╭──

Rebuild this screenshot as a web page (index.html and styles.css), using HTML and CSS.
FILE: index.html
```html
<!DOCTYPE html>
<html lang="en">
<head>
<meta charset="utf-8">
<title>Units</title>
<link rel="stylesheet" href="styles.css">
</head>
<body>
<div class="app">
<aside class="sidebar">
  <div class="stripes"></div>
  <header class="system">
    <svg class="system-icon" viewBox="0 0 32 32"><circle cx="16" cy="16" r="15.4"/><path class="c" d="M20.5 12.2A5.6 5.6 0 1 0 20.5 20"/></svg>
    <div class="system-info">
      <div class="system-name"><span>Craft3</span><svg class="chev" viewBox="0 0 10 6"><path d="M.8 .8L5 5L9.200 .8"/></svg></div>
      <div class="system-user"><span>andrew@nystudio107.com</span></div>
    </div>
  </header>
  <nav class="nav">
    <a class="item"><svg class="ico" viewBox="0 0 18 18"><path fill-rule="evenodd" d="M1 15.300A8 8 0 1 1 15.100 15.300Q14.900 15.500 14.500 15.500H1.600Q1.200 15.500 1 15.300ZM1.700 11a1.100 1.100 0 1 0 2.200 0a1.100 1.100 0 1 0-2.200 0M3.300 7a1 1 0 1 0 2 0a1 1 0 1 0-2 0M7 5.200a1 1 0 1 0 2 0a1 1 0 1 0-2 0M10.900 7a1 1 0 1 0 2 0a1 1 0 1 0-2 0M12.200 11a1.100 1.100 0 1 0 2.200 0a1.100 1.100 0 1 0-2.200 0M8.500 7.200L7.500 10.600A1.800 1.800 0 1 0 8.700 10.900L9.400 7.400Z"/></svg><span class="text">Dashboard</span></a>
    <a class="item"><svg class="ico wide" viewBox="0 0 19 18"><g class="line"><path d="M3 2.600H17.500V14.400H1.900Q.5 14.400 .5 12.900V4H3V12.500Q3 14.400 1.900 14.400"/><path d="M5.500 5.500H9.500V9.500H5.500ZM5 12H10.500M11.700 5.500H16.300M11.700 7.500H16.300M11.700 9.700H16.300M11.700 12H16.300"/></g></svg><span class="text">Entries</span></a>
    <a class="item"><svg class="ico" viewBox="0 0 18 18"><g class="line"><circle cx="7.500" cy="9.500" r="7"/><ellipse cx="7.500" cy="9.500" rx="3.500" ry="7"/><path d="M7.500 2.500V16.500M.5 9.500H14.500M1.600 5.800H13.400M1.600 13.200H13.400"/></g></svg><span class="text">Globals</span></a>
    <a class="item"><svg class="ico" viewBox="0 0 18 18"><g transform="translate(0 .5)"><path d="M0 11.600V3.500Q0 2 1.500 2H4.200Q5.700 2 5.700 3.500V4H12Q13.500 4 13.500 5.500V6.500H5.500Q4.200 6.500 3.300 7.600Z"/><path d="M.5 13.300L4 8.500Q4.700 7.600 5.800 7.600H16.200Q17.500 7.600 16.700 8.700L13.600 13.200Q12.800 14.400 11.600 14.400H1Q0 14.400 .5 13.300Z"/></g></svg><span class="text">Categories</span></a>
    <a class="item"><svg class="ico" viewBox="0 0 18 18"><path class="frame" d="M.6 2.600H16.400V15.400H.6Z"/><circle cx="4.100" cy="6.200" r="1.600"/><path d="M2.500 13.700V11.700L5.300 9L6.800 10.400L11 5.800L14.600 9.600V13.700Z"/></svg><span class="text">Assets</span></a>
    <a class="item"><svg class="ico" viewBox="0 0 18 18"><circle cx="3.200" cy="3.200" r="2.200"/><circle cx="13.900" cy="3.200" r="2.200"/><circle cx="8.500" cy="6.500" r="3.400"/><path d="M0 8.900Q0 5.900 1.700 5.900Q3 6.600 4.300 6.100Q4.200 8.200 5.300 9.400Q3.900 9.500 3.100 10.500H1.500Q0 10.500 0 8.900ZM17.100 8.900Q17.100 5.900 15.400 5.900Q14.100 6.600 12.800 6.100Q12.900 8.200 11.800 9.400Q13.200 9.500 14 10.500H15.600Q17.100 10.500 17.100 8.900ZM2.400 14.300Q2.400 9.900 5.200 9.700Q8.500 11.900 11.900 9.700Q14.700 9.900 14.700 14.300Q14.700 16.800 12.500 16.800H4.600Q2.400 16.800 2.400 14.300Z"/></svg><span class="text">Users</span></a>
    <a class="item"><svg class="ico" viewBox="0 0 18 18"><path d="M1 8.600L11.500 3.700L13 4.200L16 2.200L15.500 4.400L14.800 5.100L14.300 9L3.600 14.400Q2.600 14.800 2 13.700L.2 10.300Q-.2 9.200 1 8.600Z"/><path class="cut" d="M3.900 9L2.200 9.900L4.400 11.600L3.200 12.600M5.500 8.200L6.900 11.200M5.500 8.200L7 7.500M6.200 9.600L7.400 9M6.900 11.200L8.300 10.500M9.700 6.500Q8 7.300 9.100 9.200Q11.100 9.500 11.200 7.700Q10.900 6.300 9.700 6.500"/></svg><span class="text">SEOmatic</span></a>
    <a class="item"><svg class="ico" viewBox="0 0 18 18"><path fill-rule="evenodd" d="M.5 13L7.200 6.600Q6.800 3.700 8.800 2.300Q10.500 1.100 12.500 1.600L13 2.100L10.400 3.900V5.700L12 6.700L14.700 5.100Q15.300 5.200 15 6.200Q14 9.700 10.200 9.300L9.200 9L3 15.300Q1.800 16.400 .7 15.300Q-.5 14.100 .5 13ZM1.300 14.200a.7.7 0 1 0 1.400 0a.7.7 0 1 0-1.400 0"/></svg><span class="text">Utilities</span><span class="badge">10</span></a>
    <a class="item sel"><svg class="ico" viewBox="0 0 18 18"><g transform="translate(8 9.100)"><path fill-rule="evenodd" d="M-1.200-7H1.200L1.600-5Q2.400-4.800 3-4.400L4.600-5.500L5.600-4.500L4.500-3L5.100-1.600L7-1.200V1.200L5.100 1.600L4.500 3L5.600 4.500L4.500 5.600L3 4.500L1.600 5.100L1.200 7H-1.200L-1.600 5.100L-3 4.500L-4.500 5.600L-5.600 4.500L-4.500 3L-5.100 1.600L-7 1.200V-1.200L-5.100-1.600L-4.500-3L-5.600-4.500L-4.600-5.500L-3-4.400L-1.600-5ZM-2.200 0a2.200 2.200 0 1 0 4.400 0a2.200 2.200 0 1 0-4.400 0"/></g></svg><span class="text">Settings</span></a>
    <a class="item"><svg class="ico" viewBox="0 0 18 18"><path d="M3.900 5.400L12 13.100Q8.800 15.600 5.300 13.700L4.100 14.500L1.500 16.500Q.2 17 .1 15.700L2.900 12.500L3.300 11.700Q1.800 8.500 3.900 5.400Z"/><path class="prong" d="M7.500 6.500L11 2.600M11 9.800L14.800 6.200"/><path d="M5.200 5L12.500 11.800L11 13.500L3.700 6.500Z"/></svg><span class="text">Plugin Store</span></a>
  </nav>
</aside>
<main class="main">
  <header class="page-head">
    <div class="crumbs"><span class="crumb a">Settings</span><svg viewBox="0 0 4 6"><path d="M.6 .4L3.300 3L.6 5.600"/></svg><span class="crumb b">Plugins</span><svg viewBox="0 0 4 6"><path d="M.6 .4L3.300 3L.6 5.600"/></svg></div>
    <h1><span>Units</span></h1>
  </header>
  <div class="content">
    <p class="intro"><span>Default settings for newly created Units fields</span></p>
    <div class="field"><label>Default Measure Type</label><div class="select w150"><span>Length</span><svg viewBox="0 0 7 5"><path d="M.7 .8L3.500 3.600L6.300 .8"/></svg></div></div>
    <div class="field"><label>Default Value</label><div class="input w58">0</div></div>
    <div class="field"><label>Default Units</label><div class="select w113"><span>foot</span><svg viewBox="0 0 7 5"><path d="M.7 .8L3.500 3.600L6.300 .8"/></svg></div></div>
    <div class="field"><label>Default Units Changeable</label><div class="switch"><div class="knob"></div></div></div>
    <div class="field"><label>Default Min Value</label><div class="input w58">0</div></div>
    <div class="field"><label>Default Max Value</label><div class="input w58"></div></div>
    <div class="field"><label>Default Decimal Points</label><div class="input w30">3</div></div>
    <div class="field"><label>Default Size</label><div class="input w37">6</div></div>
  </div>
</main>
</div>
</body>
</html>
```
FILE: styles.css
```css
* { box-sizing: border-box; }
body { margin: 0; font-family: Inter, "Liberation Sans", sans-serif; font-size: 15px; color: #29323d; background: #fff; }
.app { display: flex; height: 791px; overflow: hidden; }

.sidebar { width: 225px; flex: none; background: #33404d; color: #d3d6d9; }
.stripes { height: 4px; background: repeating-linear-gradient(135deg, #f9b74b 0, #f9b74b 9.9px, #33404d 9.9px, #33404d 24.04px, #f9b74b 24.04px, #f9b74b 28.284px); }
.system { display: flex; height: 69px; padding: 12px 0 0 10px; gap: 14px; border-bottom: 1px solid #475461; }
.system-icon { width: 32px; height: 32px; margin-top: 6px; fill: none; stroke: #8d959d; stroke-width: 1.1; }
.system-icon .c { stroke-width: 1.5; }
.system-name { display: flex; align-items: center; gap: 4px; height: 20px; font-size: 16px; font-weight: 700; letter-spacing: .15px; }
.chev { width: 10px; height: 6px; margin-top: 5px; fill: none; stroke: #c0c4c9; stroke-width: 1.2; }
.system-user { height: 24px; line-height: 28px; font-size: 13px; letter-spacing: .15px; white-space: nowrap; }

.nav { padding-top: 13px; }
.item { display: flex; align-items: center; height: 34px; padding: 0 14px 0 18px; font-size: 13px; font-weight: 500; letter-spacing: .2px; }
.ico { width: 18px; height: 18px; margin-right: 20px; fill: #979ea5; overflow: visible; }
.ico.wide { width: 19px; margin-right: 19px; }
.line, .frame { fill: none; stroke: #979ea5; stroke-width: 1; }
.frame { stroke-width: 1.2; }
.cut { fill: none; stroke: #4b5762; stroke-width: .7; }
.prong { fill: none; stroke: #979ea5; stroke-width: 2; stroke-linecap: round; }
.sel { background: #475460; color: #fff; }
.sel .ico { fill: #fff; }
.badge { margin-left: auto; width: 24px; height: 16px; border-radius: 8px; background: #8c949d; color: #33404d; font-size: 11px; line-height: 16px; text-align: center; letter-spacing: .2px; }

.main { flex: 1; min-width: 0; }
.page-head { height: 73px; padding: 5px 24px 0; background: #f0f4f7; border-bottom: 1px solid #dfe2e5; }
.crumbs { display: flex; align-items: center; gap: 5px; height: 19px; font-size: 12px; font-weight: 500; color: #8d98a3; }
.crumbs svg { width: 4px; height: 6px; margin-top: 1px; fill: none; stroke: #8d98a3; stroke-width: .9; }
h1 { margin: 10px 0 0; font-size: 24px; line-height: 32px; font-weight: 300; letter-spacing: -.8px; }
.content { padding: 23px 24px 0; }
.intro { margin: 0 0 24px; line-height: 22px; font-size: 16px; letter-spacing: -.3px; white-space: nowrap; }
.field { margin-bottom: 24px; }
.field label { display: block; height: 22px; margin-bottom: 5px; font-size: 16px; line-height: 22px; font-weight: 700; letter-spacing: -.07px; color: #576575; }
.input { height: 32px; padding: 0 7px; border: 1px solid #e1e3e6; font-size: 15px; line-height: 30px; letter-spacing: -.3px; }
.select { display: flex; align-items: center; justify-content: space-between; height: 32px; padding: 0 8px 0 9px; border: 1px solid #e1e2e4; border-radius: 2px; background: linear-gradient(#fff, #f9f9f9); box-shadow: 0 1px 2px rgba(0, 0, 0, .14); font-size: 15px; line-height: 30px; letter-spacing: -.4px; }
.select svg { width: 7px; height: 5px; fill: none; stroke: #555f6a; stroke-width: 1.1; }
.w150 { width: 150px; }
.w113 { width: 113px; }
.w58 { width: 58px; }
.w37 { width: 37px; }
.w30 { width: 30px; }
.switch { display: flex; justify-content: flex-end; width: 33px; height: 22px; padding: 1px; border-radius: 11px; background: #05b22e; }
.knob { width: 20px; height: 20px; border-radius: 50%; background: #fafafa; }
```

╰──
╭──

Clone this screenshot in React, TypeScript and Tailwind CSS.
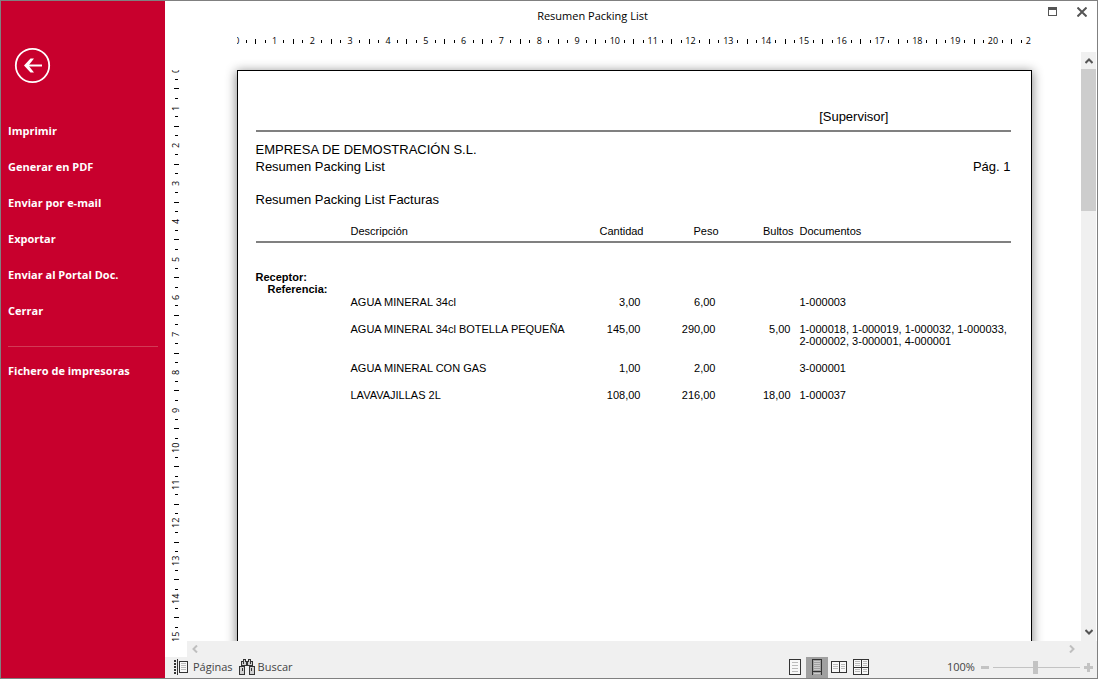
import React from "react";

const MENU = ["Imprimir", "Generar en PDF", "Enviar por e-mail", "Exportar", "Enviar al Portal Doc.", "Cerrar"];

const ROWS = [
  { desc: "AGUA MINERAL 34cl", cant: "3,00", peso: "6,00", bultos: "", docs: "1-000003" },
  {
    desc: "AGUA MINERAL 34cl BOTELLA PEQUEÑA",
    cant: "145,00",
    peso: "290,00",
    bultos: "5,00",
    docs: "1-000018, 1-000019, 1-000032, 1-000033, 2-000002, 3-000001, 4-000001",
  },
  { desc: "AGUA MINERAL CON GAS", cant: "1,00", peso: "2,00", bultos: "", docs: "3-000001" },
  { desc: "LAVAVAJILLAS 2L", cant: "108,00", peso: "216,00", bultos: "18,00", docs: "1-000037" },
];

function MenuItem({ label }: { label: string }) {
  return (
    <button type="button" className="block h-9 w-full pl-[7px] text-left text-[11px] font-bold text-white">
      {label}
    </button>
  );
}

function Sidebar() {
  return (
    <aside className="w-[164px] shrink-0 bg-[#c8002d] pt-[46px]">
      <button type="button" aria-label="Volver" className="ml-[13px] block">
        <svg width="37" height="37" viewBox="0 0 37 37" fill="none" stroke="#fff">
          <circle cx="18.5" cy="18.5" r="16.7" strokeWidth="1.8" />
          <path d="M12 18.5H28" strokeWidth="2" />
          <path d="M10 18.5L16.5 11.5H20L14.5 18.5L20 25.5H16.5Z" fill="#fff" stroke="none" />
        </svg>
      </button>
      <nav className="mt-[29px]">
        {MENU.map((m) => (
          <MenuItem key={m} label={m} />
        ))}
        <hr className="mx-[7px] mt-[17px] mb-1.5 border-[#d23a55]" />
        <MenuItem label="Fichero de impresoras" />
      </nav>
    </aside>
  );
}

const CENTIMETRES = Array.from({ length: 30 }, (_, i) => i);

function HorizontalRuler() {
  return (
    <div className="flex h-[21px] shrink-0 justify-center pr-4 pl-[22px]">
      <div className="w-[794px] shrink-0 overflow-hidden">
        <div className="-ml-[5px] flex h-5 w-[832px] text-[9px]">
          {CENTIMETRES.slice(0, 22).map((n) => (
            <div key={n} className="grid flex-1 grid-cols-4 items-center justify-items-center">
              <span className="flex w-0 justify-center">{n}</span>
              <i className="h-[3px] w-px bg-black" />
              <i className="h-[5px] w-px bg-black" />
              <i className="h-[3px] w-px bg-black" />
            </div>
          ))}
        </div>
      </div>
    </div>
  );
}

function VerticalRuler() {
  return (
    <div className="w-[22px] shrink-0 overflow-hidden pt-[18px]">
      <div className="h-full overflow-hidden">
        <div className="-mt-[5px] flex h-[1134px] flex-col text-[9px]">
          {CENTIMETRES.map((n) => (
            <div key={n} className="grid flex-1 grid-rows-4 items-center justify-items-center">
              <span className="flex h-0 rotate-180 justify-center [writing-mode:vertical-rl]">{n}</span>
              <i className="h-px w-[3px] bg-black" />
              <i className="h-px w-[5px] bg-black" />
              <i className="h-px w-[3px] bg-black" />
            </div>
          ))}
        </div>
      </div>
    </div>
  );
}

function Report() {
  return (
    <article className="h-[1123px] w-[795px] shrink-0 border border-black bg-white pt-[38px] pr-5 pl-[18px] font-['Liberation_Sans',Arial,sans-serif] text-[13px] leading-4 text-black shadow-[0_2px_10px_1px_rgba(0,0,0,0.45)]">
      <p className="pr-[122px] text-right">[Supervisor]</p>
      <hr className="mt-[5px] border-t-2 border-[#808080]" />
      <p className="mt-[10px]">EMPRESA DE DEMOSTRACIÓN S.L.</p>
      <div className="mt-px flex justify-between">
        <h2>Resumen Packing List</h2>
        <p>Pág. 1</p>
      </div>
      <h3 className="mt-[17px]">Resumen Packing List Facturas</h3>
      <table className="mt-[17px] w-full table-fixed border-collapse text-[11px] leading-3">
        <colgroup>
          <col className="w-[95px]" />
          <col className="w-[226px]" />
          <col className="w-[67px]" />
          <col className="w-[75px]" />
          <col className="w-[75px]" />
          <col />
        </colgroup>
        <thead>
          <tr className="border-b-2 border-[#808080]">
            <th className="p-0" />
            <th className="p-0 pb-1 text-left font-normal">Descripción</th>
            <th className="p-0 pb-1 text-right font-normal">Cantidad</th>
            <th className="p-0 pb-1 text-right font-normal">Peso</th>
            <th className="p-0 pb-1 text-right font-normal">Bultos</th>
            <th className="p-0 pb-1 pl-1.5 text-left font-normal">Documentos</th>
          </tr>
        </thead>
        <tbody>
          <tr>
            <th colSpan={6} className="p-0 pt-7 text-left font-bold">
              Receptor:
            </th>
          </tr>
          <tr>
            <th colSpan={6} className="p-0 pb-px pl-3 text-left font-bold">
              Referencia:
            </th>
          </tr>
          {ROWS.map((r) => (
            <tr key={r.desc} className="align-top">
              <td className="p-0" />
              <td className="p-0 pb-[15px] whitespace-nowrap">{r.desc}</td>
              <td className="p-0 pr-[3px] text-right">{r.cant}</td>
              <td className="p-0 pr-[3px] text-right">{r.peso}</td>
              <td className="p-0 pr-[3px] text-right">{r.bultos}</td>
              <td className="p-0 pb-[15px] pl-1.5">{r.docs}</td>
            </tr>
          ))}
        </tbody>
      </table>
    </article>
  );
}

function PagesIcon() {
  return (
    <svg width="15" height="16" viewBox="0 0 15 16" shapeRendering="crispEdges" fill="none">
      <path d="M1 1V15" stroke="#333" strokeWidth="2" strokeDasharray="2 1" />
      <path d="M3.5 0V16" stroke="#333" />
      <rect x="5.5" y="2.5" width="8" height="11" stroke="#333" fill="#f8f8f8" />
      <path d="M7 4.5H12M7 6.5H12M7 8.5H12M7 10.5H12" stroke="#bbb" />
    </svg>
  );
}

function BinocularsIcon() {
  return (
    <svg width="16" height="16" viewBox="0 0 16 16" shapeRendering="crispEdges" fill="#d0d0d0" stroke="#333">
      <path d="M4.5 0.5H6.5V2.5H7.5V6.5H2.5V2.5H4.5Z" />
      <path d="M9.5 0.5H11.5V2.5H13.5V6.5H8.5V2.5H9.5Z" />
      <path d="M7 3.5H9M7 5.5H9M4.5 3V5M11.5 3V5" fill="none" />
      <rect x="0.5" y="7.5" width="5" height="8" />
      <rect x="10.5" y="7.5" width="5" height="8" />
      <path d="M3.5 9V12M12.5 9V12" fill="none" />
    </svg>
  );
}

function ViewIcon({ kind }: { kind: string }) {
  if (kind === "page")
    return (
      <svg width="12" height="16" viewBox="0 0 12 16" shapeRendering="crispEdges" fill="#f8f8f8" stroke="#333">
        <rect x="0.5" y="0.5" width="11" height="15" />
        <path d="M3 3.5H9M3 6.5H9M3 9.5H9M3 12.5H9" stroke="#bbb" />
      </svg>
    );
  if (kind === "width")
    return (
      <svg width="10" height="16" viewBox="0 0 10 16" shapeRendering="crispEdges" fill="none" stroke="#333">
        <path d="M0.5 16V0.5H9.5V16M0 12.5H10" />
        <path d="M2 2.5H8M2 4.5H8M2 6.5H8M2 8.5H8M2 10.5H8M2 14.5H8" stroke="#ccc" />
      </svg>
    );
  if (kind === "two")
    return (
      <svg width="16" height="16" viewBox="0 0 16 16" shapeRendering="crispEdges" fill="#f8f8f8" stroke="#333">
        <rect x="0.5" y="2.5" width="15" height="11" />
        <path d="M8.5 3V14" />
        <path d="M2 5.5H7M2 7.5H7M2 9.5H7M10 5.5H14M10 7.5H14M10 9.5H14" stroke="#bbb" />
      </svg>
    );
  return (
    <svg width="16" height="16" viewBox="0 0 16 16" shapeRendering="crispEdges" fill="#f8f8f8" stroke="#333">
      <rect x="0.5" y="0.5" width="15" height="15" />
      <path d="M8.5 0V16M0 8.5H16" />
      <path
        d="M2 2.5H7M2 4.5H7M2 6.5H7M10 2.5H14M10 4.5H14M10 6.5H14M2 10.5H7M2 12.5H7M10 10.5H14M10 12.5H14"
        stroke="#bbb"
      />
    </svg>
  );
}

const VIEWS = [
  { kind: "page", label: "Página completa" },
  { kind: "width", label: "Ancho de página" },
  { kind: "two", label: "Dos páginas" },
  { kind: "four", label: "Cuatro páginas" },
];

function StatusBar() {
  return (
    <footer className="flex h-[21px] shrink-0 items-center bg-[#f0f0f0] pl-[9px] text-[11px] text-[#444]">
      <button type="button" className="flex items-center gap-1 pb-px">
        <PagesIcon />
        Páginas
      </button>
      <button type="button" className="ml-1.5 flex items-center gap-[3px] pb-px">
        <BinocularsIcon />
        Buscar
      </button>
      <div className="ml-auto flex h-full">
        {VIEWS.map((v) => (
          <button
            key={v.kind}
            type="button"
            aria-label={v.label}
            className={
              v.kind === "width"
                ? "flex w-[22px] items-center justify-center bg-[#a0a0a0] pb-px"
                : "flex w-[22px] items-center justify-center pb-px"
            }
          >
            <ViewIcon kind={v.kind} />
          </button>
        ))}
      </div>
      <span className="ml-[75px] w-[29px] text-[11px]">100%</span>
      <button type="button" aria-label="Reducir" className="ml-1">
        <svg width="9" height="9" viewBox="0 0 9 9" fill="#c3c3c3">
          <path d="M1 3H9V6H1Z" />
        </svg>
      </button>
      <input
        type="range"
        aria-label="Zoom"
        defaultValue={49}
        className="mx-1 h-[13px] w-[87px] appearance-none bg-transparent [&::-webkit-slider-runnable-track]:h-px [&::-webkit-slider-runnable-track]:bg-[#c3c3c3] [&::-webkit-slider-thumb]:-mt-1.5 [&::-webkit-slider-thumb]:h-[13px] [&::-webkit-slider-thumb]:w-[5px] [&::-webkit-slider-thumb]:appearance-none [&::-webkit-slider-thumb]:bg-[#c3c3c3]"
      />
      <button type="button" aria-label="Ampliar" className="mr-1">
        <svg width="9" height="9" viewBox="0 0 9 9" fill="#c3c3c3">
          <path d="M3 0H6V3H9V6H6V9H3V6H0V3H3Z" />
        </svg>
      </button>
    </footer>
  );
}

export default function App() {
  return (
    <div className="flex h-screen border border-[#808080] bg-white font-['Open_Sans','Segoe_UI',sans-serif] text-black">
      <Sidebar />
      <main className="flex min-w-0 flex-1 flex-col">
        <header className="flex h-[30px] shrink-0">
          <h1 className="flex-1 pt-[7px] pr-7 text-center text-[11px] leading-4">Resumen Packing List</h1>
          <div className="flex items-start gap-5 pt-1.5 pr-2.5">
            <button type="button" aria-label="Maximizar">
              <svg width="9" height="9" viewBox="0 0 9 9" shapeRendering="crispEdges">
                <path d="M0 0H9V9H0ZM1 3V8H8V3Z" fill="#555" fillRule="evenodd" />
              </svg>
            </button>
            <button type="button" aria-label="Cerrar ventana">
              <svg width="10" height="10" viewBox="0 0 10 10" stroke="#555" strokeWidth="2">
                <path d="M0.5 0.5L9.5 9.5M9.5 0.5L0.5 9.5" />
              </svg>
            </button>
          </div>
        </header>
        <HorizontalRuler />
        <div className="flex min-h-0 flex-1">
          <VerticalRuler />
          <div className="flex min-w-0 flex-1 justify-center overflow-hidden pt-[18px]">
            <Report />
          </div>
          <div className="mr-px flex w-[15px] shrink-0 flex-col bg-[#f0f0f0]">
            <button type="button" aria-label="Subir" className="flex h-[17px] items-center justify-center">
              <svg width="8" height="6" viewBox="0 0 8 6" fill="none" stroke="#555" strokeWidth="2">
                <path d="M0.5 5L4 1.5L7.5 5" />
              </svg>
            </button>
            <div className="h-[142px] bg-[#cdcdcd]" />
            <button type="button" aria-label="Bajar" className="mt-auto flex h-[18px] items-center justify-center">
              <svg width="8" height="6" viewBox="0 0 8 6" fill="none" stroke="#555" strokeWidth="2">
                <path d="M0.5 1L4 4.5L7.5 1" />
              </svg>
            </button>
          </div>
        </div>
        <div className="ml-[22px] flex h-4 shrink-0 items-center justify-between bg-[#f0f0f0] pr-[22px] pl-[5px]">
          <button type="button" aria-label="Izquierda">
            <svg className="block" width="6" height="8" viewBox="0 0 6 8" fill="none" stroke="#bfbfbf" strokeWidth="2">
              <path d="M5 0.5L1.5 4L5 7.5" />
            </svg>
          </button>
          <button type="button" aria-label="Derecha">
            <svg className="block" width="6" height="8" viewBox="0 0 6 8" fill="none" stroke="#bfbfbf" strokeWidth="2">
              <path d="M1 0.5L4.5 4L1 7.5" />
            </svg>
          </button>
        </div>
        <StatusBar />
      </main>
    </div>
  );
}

╰──

● TASK: Pick out each line containing the string "styles" and copy it.

● COMPLETE RESPONSE:
Rebuild this screenshot as a web page (index.html and styles.css), using HTML and CSS.
<link rel="stylesheet" href="styles.css">
FILE: styles.css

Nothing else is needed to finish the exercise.